DBSCAN Clustering — When Epsilon Silently Fails at Scale
Unnormalized features spiked distances from 0.5 to 5000, turning 94% of points to noise.
20+ years shipping production ML systems and the infrastructure behind them. Everything here is grounded in real deployments.
- DBSCAN finds clusters by connecting dense regions and marking sparse areas as noise
- No need to declare cluster count upfront — the data decides
- Two parameters control everything: epsilon (neighborhood radius) and min_samples (density threshold)
- k-distance plot is the systematic way to set epsilon — don't guess
- Performance degrades exponentially with dimensions — Euclidean distance becomes meaningless past ~20D
- Biggest mistake: forgetting DBSCAN cannot separate clusters of vastly different densities
Imagine you're looking at a city from a helicopter at night. You can see bright clusters of lights — downtown, suburbs, shopping districts — separated by dark stretches of highway. DBSCAN works exactly like that: it finds dense neighborhoods of points that belong together, labels the dark empty stretches as 'noise', and never forces a lonely house in the middle of nowhere to join a city it doesn't belong to. Unlike other clustering methods that demand you decide upfront how many cities exist, DBSCAN just looks at the lights and figures it out for itself.
Fraud detection systems, GPS trajectory analysis, astronomical survey pipelines, and urban traffic modeling all share one awkward truth: real-world data is messy, oddly shaped, and full of outliers that will corrupt any clustering result if you're not careful.
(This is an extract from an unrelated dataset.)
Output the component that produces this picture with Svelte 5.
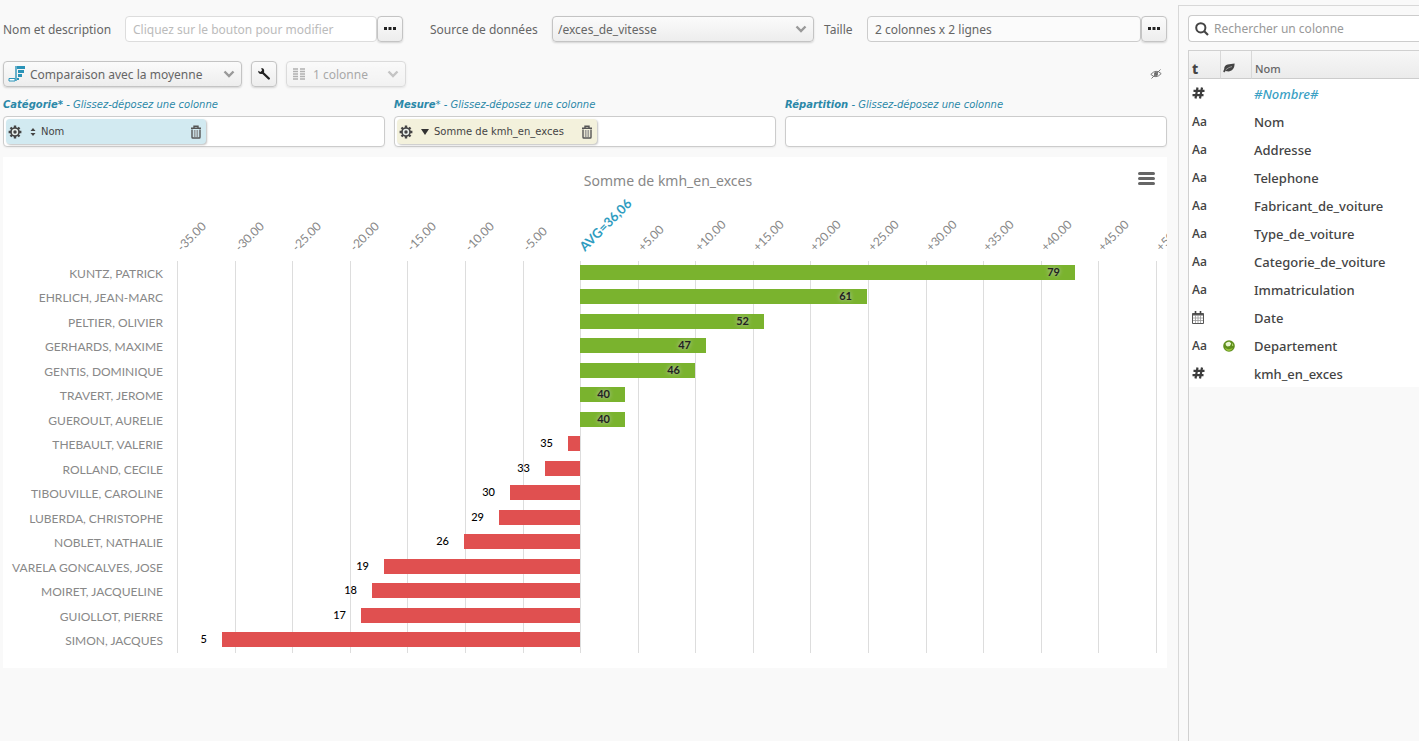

K-Means assumes spherical clusters of equal size. Gaussian Mixture Models assume your data follows a smooth bell curve. Real data almost never cooperates with either assumption. That's the quiet crisis that DBSCAN was built to solve.
DBSCAN — Density-Based Spatial Clustering of Applications with Noise — finds clusters by looking for regions of high point density, connecting them into arbitrarily shaped blobs, and explicitly labeling low-density points as outliers rather than forcing them into a cluster they don't belong to. It needs no upfront cluster count, handles noise natively, and discovers clusters shaped like crescents, rings, or irregular coastlines with equal ease. The price you pay is sensitivity to two hyperparameters that, if mistuned, will silently collapse everything into one giant cluster or atomize every point into noise.
By the end of this article you'll understand exactly how DBSCAN's neighborhood expansion works at the algorithm level, why distance metrics and dimensionality interact in dangerous ways, how to tune epsilon systematically using a k-distance plot rather than guessing, how to scale DBSCAN to millions of points in production using spatial indexes, and how to spot the three most common mistakes that make DBSCAN results look completely wrong without throwing a single error.
What is DBSCAN Clustering?
DBSCAN doesn't care about the shape of your clusters. Circles, crescents, spirals — it finds them all by looking at one thing: density. A cluster is simply a region where points are packed tightly together, separated by regions where they aren't. That's the entire idea.
Here's how it decides, point by point: pick a point, look at its neighborhood within radius epsilon. If there are at least min_samples points in that neighborhood (including itself), it's a core point — the seed of a cluster. Keep expanding from every core point you find, adding any point within epsilon of an existing core point. Points that get pulled in but don't have enough neighbors themselves are border points. Everything left over is noise.
The trick that makes this work: the expansion happens through density-reachability. Point A connects to point B if there's a chain of core points from A to B where each step stays within epsilon. That's how DBSCAN finds arbitrarily shaped clusters — it follows the density, not a pre-defined shape.
- Core point: has at least min_samples neighbors within epsilon — it's the seed that grows the cluster
- Border point: within epsilon of a core point but doesn't have enough neighbors itself — it's pulled in but doesn't expand
- Noise point: not dense enough to be core, nor close enough to be border — left unassigned
- Density-reachable: a chain of core points connects A to B — this is what gives DBSCAN its arbitrary shape capability
predict() method. Use HDBSCAN or K-MeansCore Algorithm: How DBSCAN Expands Clusters
Let's walk through what actually happens when you call fit(). The algorithm does three passes over your data, and the order matters.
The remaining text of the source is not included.